We walk up the road to the top of a hill. Many people are climbing it, but it’s not until we check the book that we find out it’s one of the boundaries to the Agora and the edge of the main thoroughfare to the Acropolis.
We climb down into the Agora proper. The place is mostly ruins except for the temple of Hephaestus, also known as the Thession due to the frescos of Thessius. It’s remarkably preserved. It’s beautiful, yet bland. The rest of the Agora is primarily rocks. If it weren’t for the signs, I wouldn’t know what’s what.

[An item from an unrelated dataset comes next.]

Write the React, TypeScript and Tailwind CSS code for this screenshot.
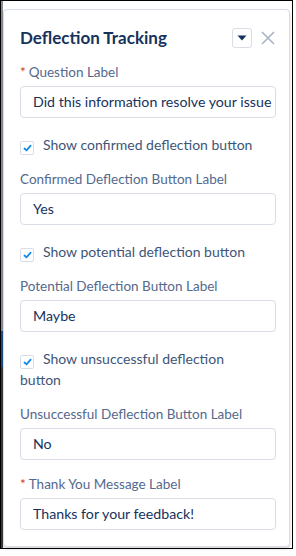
import React from 'react';

const font = { fontFamily: 'Lato, "Liberation Sans", sans-serif' };

const CheckIcon = () => (
  <svg width="9" height="8" viewBox="0 0 9 8" className="block">
    <path d="M1.5 4.5 L3.5 6.3 L7.6 1.6" fill="none" stroke="#1589ee" strokeWidth="1.8" strokeLinecap="round" strokeLinejoin="round" />
  </svg>
);

const Checkbox: React.FC<{ label: string }> = ({ label }) => (
  <label className="block text-[14px] leading-[21px] text-[#3e5578]">
    <span className="inline-flex items-center justify-center w-[14px] h-[14px] border border-[#d8dde6] rounded-[2px] bg-white align-[-2px] mr-[9px]">
      <CheckIcon />
    </span>
    {label}
  </label>
);

const Field: React.FC<{ label: string; value: string; required?: boolean }> = ({ label, value, required }) => (
  <div>
    <div className="text-[13.5px] leading-[18px] text-[#54698d] flex items-center">
      {required && <span className="text-[#c23934] mr-[3px]">*</span>}
      {label}
    </div>
    <div className="mt-[5px] h-[32px] border border-[#d8dde6] rounded-[4px] bg-white flex items-center pl-[12px] overflow-hidden whitespace-nowrap text-[14.2px] text-[#16325c]">
      {value}
    </div>
  </div>
);

export default function App() {
  return (
    <div className="w-[296px] h-[556px] bg-white" style={font}>
      <div className="w-[293px] h-[549px] border border-black bg-white flex">
        <div className="w-[2px] h-full flex flex-col">
          <div className="h-[330px] bg-[#8a8f96]" />
          <div className="h-[36px] bg-[#1c4f8c]" />
          <div className="flex-1 bg-[#3a3a3a]" />
        </div>
        <div className="mt-[8px] mb-[1px] w-[287px] border border-[#d8dde6] rounded-[4px] bg-white shadow-[0_2px_3px_rgba(0,0,0,0.16)] pl-[16px] pr-[13px]">
          <div className="flex items-center justify-between mt-[18px] h-[20px]">
            <h1 className="text-[17px] font-bold text-[#16325c] leading-[20px]">Deflection Tracking</h1>
            <div className="flex items-center gap-[9px] mr-[1px]">
              <div className="w-[20px] h-[20px] border border-[#d8dde6] rounded-[3px] flex items-center justify-center">
                <svg width="10" height="6" viewBox="0 0 10 6"><path d="M0.5 0.5 H9.5 L5 5.5 Z" fill="#16325c" /></svg>
              </div>
              <svg width="14" height="14" viewBox="0 0 14 14">
                <path d="M1.5 1.5 L12.5 12.5 M12.5 1.5 L1.5 12.5" stroke="#a8b7c7" strokeWidth="1.7" strokeLinecap="round" />
              </svg>
            </div>
          </div>
          <div className="mt-[15px] flex flex-col">
            <Field required label="Question Label" value="Did this information resolve your issue" />
            <div className="mt-[16px]"><Checkbox label="Show confirmed deflection button" /></div>
            <div className="mt-[15px]"><Field label="Confirmed Deflection Button Label" value="Yes" /></div>
            <div className="mt-[16px]"><Checkbox label="Show potential deflection button" /></div>
            <div className="mt-[15px]"><Field label="Potential Deflection Button Label" value="Maybe" /></div>
            <div className="mt-[16px] pr-[40px]"><Checkbox label="Show unsuccessful deflection button" /></div>
            <div className="mt-[15px]"><Field label="Unsuccessful Deflection Button Label" value="No" /></div>
            <div className="mt-[15px]"><Field required label="Thank You Message Label" value="Thanks for your feedback!" /></div>
          </div>
        </div>
      </div>
    </div>
  );
}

The statues of the Titans tower over us. They’re beautiful. Supposedly they demarcate a temple with a gym, but I wouldn’t have been able to tell that. One long market building has been restored and turned into a museum. As I walk through, a cute girl and I keep making eye contact. She blushes as I exit and see her talking to her mom. So much for that.
The Agora done, we head to Hadrian’s Library. As I wander through, I see a dog with a cat hanging from his mouth. My camera runs out of batteries on the fourth shot. I’ve never seen a cat and a dog really fight before. Usually one or the other gets away.
Either way my camera is done. It’s all good though. We’ve seen enough for one day. Too bad one day isn’t enough for Athens.